Compound Interest
Important Words
- Principal
- The amount of money being loaned or borrowed.
- Interest
- The "price" for loaning or borrowing.
- Rate
- The percentage of the principal that will be used to calculate interest.
- Term
- How long the loan goes for.
- per annum
- "each year" (Latin).
- Compound Interest
- A specific way to calculate interest, based on the value of the investment/loan as it changes.
Important Formulas
The following formulas use these variables:
- I is the interest;
- P is the principal (the original amount);
- F is the final amount;
- r is the interest rate per annum (as a percent);
- t is the term (the number of years of the investment/loan);
- n is the number of interest periods per year.
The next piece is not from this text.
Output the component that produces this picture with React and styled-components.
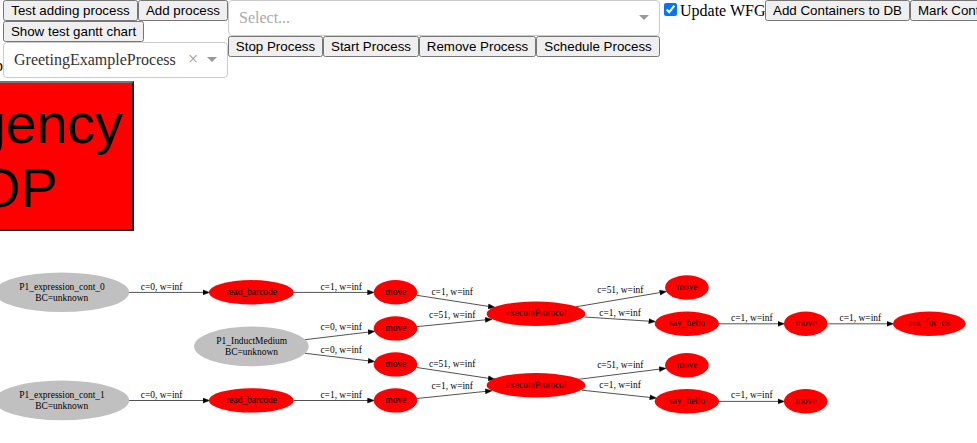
import React from "react";
import styled, { createGlobalStyle } from "styled-components";

const Global = createGlobalStyle`
  body {
    margin: 0;
    background: #fff;
    overflow: hidden;
    font: 16px "Liberation Serif", serif;
    color: #000;
  }
`;

const Page = styled.main`
  width: 977px;
  height: 443px;
  overflow: hidden;
`;

const Toolbar = styled.header`
  display: flex;
  align-items: flex-start;
  height: 81px;
`;

const PromptSlot = styled.div`
  display: flex;
  justify-content: flex-end;
  flex: none;
  width: 3px;
  height: 81px;
  padding-top: 57px;
  box-sizing: border-box;
  overflow: hidden;
  line-height: 18px;
`;

const ProcessColumn = styled.div`
  flex: none;
  width: 225px;
`;

const ScheduleColumn = styled.div`
  flex: none;
  width: 432px;
`;

const ButtonRow = styled.div`
  display: flex;
  flex-wrap: wrap;
`;

const Button = styled.button`
  flex: none;
  width: ${(p) => p.$w}px;
  height: 21px;
  margin: 0;
  padding: 0;
  border: 1px solid #767676;
  border-radius: 2.5px;
  background: #efefef;
  color: #000;
  font: 13.333px "Liberation Sans", Arial, sans-serif;
  line-height: 19px;
  text-align: center;
  white-space: nowrap;
`;

const Select = styled.div`
  display: flex;
  align-items: center;
  box-sizing: border-box;
  height: 36px;
  padding: 0 10px;
  border: 1px solid #ccc;
  border-radius: 4px;
  background: #fff;
`;

const SelectValue = styled.span`
  flex: 1;
  line-height: 34px;
  color: ${(p) => (p.$empty ? "#aaa" : "#333")};
`;

const Clear = styled.span`
  width: 17px;
  margin-right: 5.5px;
  color: #999;
  font-size: 18px;
  line-height: 30px;
  text-align: center;
  transform: translateY(-1px);
`;

const Caret = styled.span`
  margin-top: -1px;
  border: 5px solid transparent;
  border-top-color: #999;
  border-bottom-width: 0;
`;

const UpdateToggle = styled.label`
  display: flex;
  flex: none;
  width: 105px;
  line-height: 20px;
  white-space: nowrap;
`;

const UpdateText = styled.span`
  padding-top: 1px;
`;

const Checkbox = styled.input`
  width: 13px;
  height: 13px;
  margin: 3px 3px 0 4px;
`;

const StopButton = styled.button`
  display: flex;
  justify-content: flex-end;
  box-sizing: border-box;
  width: 134px;
  height: 150px;
  padding: 9px 9px 0 0;
  border: 2px solid;
  border-color: #767676 #212121 #212121 #767676;
  border-left: 0;
  background: #f00;
  color: #000;
  font: 55.5px/64px "Liberation Sans", Arial, sans-serif;
  overflow: hidden;
`;

const StopText = styled.span`
  flex: none;
  text-align: center;
`;

const Graph = styled.svg`
  display: block;
  width: 977px;
  height: 212px;
`;

const GraphText = styled.text`
  font: 9.45px "Liberation Serif", serif;
  text-anchor: middle;
`;

const nodes = [
  [61.7, 292.3, 67.5, 19.8, "P1_expression_cont_0", "BC=unknown"],
  [251.3, 292.3, 42.5, 12.2, "read_barcode"],
  [395.5, 292.3, 21.8, 12.2, "move"],
  [251.4, 346.4, 57.3, 19.8, "P1_InductMedium", "BC=unknown"],
  [395.5, 328.4, 21.8, 12.2, "move"],
  [395.5, 364.4, 21.8, 12.2, "move"],
  [61.7, 400.4, 67.5, 19.8, "P1_expression_cont_1", "BC=unknown"],
  [251.3, 400.4, 42.5, 12.2, "read_barcode"],
  [395.5, 400.4, 21.8, 12.2, "move"],
  [536, 313.7, 49.3, 12.2, "executeProtocol"],
  [536, 385.2, 49.3, 12.2, "executeProtocol"],
  [686.9, 287.5, 21.8, 12.2, "move"],
  [686.9, 323.7, 32.2, 12.2, "say_hello"],
  [805.7, 323.7, 21.8, 12.2, "move"],
  [929.3, 323.7, 36.4, 12.2, "ask_for_ok"],
  [686.9, 365.2, 21.8, 12.2, "move"],
  [686.9, 401.3, 32.2, 12.2, "say_hello"],
  [805.7, 401.3, 21.8, 12.2, "move"],
];

const edges = [
  [129, 292.4, 209.6, 292.4, "c=0, w=inf", 161.6, 290],
  [294, 292.4, 374.2, 292.4, "c=1, w=inf", 341.2, 290],
  [129, 400.5, 209.6, 400.5, "c=0, w=inf", 161.6, 398],
  [294, 400.5, 374.2, 400.5, "c=1, w=inf", 341.2, 398],
  [305, 339.7, 374.8, 331.3, "c=0, w=inf", 341.2, 330],
  [305, 353.3, 374.8, 361.6, "c=0, w=inf", 341.2, 353],
  [416.8, 295.3, 495, 307.4, "c=1, w=inf", 452.2, 295],
  [417, 326.6, 492, 319.2, "c=51, w=inf", 452.2, 318],
  [416.8, 367.5, 495, 379.3, "c=51, w=inf", 452.2, 367],
  [417, 398.5, 492, 390.7, "c=1, w=inf", 452.2, 389],
  [576, 306.8, 666.5, 291.5, "c=51, w=inf", 620.3, 293],
  [584.5, 317, 655.5, 321.6, "c=1, w=inf", 620, 316],
  [578.5, 379.3, 666, 368.3, "c=51, w=inf", 620.3, 368],
  [582, 390.2, 656.5, 398.1, "c=1, w=inf", 620, 388],
  [719, 323.8, 784.5, 323.8, "c=1, w=inf", 751.8, 321],
  [827.5, 323.8, 893.5, 323.8, "c=1, w=inf", 860.4, 321],
  [719, 401.4, 784.5, 401.4, "c=1, w=inf", 751.8, 398],
];

function Node({ data: [x, y, rx, ry, name, code] }) {
  return (
    <g>
      <ellipse cx={x} cy={y} rx={rx} ry={ry} fill={code ? "#c0c0c0" : "#f00"} />
      <GraphText x={x + 0.3} y={code ? y - 2.4 : y + 2.6}>{name}</GraphText>
      {code && <GraphText x={x} y={y + 8.6}>{code}</GraphText>}
    </g>
  );
}

function Edge({ data: [x1, y1, x2, y2, label, lx, ly] }) {
  return (
    <g>
      <line x1={x1} y1={y1} x2={x2 - 3} y2={y2 - ((y2 - y1) * 3) / (x2 - x1)} stroke="#000" strokeWidth="0.68" markerEnd="url(#arrow)" />
      <GraphText x={lx} y={ly}>{label}</GraphText>
    </g>
  );
}

export default function App() {
  return (
    <Page>
      <Global />
      <Toolbar>
        <PromptSlot>p</PromptSlot>
        <ProcessColumn>
          <ButtonRow>
            <Button $w={135}>Test adding process</Button>
            <Button $w={90}>Add process</Button>
            <Button $w={141}>Show test gantt chart</Button>
          </ButtonRow>
          <Select>
            <SelectValue>GreetingExampleProcess</SelectValue>
            <Clear>×</Clear>
            <Caret />
          </Select>
        </ProcessColumn>
        <ScheduleColumn>
          <Select>
            <SelectValue $empty>Select...</SelectValue>
            <Caret />
          </Select>
          <ButtonRow>
            <Button $w={95}>Stop Process</Button>
            <Button $w={96}>Start Process</Button>
            <Button $w={117}>Remove Process</Button>
            <Button $w={124}>Schedule Process</Button>
          </ButtonRow>
        </ScheduleColumn>
        <UpdateToggle>
          <Checkbox type="checkbox" defaultChecked />
          <UpdateText>Update WFG</UpdateText>
        </UpdateToggle>
        <Button $w={145}>Add Containers to DB</Button>
        <Button $w={139}>Mark Containers Full</Button>
      </Toolbar>
      <StopButton>
        <StopText>Emergency<br />STOP</StopText>
      </StopButton>
      <Graph viewBox="0 231 977 212">
        <defs>
          <marker id="arrow" markerUnits="userSpaceOnUse" markerWidth="8" markerHeight="6" refX="4" refY="3" orient="auto">
            <path d="M.4 .6 7 3 .4 5.4Z" stroke="#000" strokeWidth=".5" />
          </marker>
        </defs>
        {edges.map((e, i) => <Edge key={i} data={e} />)}
        {nodes.map((n, i) => <Node key={i} data={n} />)}
      </Graph>
    </Page>
  );
}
To find the final amount of an investment or loan:
(1)\begin{align} F = P \times \left( 1 + \frac{r}{100} \right) ^{t} \end{align}
To find the interest of an investment or loan:
(2)\begin{align} I = F - P = P \times \left( 1 + \frac{r}{100} \right) ^{t} - P \end{align}
To find the final amount of an investment or loan for which interest is calculated other than annually:
(3)\begin{align} F = P \times \left( 1 + \frac{r/n}{100} \right) ^{(n \times t)} \end{align}
where n is given in the following table:
| Interest is calculated… | n |
|---|---|
| annually | 1 |
| quarterly | 4 |
| monthly | 12 |
| fortnightly | 26 |
| weekly | 52 |
| daily | 365 |
To find the principal of an investment or loan:
(4)\begin{align} P = \frac{F}{\left( 1 + \frac{r/n}{100} \right) ^{(n \times t)}} \end{align}
References
Jones, et al. Essential Standard General Mathematics, Cambridge University Press, First Edition (2005), pp222-228.